Prof. Muhamad Junus, perintis pengembangan lembaga keuangan mikro bagi kaum papa di Bangladesh, beberapa hari yang lalu mengunjungi Indonesia atas undangan pemerintah. Pemegang penghargaan Perdamaian Nobel itu merupakan orang pertama bagi Bangladesh, sebagai sebuah negara di Asia Selatan, yang termasuk termiskin di dunia. Tiga penerima Nobel dari negara Asia lainnya adalah Yaser Arafat (Palestina), Aung San Suu Kyi (Myanmar), Le Duc Tho (Vietnam, menolak) dan Carlos Felipe Ximenes Belo (Indonesia yang telah memisahkan diri menjadi negara Timor Leste) dan Xanana Gusmao diterima oleh Jose Manuel Ramos Horta (Timor Leste). Semua penerima penghargaan itu berasal dari negara yang mayoritas penduduknya miskin. Bagaimana dengan peluang bagi orang Indonesia?
Di bidang non-perdamaian, seperti dalam fisika, kimia, medis dan sastra, Indonesia seharusnya bisa. Lebih kurang selama tiga tahun terakhir ini anak-anak pelajar sudah membuktikannya yaitu unggul dalam olimpiade fisika dan matematika tingkat internasional.
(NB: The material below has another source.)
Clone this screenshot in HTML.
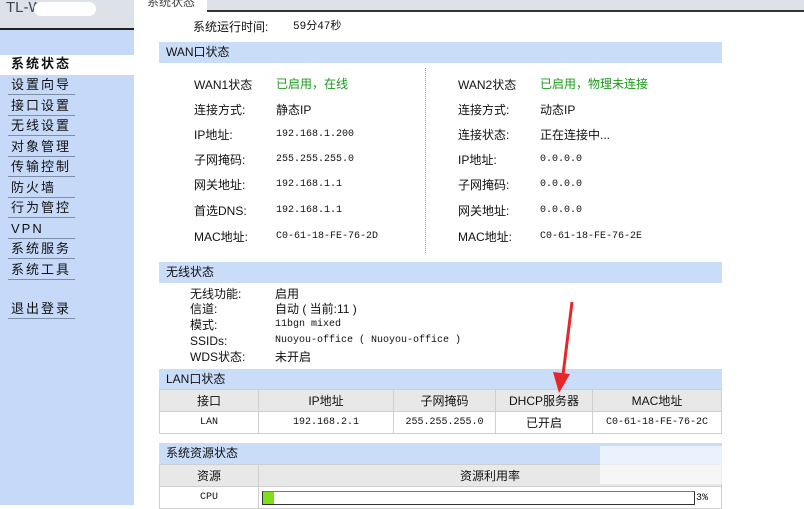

Itu seharusnya dipakai sebagai salahsatu jalur awal menuju perolehan hadiah nobel. Dan tatkala dia cukup dewasa Kami berikan kepadanya hikmah dan ilmu. Demikianlah Kami memberi balasan kepada orang-orang yang berbuat baik (Yusuf; 22). Untuk itu diperlukan pembinaan secara bersambung, termasuk memberi peluang bagi para pelajar tersebut untuk berprestasi mengikuti kuliah di berbagai perguruan tinggi unggulan. Kemudian tentang penghargaan nobel di bidang perdamaian, bangsa Indonesia sendiri harus membenahi fenomena-fenomena anarkis seperti perang antar-suku, antar aliran-seagama, dan kemiskinan.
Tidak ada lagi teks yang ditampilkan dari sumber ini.